Thomas Crow’s history makes it sound like the Short Circuit flag was straight [sic] oil on canvas, and that Johns only later switched to the more laborious, anti-painterly medium of encaustic, which he showed in 1958. [uh, or maybe it was encaustic after all. see below.] Either way, Sturtevant’s flag certainly looks more Johnsian than Johns’s flag.
Short Circuit stayed in Rauschenberg’s own collection, which would necessarily limit who had access to the work. Sturtevant’s first show, in 1965, included Johns Flag, which only puts a starting date for when Rauschenberg might have had the work replaced, but provides no help in figuring out when Johns’ own flag went missing.
Let’s try and nail down some of these dates, though, and then see who might have been around Bob’s place at the time, shall we?
- OK, it sounds like Johns’ flag was still there when Leo Steinberg was talking to Bob and Jasper in 1961.
- Wait, in a footnote in his 1994 book Figuring Jasper Johns, Fred Orton says the Short Circuit flag is, in fact encaustic, and that the combine is discussed in the Smithsonian’s catalogue for Rauschenberg’s 1976 retrospective. No mention of a missing flag, or Sturtevant.
- Am I looking way too early? Well, at least by
1997[whoops, 2005], the catalogue for Paul Schimmel’s MoCA Combines show is calling the flag an “Elaine Sturtevant replica.”
- It also says the flag was stolen “by an unknown viewer,” so it was taken while on exhibit? Bonus Short Circuit trivia: Rauschenberg also invited Stan VanDerBeek to stick a work in, but he declined.

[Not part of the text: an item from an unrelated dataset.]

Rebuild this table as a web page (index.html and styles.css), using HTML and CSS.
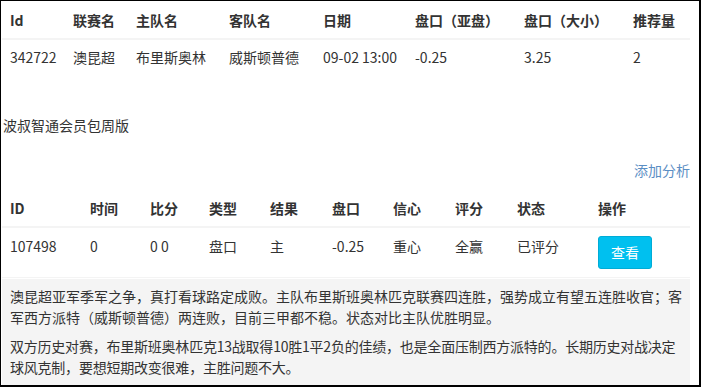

Huh, a good question from a British reader, who sent along an amusingly embarrassing story from the Daily Mail about some poor chump reporter’s attempt to authenticate a glaringly obvious Johns forgery he bought for a hundred pounds on Portobello Road: has this Short Circuit flag ever been registered as stolen? Because it sounds like Scotland Yard hasn’t heard of any missing Johns.
Off The Wall: A portrait of Robert Rauschenberg [excerpt via google books, thanks art unwashed]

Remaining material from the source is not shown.